Wang Zhao­jun lived over 2,000 years ago. How­ever, peo­ple have not for­got­ten about her over such a long pe­riod of time. This was not only be­cause of her beauty, but also due to her huge con­tri­bu­tions to eth­nic peace and unity. Her hard work and sacri­fice made her the great­est and most hon­oured among the “Four Beauties.” Her body played a role of an im­preg­nable pass that brought 60 years’ peace on the fron­tier; there­fore she did much bet­ter than the Great Wall and any great passes.

Wang Zhao­jun’s leg­endary ex­pe­ri­ence and his­toric con­tri­bu­tion were recog­nised by the em­per­ors and re­spected by the masses, and also aroused com­pli­ment among schol­ars in dif­fer­ent dy­nas­ties. Ac­cord­ing to sta­tis­tics, there are over 700 po­ems alone and over 500 writ­ers and po­ets, in­clud­ing play­wright Ma Zhiyuan (1250–1324) in the Yuan Dy­nasty (1271–1368) who wrote the tragic drama Han­gongqiu (Au­tumn in Han Palace) and mod­ern play­wright Cao Yu (1910–1996) who pro­duced the play Wang Zhao­jun. Li Bai (AD 701–762), Du Fu (AD 712–770), Bai Juyi (AD 772–864), Guo Moruo (1892–1978) and Lao She (also named Shu Qingchun, 1899–1966) are all fa­mous literati who used to sing praises of Wang Zhao­jun.
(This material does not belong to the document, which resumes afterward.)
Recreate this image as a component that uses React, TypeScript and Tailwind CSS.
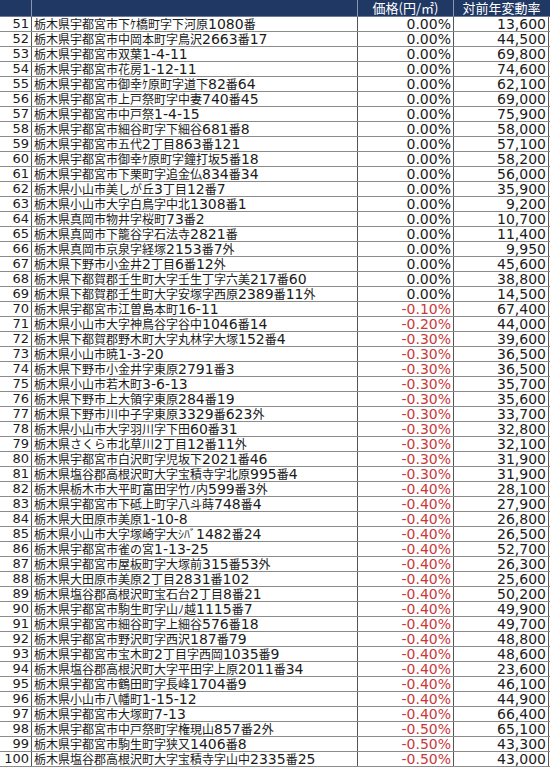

After the Silk Road for­mally came into be­ing, it en­dured a dif­fi­cult start-up pe­riod and also wit­nessed the peace­ful and pros­per­ous view that gates of the bor­der towns were locked at night and peo­ple em­braced pros­per­ity and cows and horses were ev­ery­where in the wild, just like what hap­pened after the mar­riage of Zhao­jun. Dur­ing this pe­riod, the story that Ban Chao (AD 32–102) and his younger son Ban Yong (?–AD 127) had been to the West­ern Re­gions three times has al­ways been eu­lo­gised. They made im­mor­tal con­tri­bu­tions to link­ing the West­ern Re­gions with the Cen­tral Plains through­out the hard and bit­ter strug­gle for suc­ceed­ing gen­er­a­tions to keep the Silk Road open.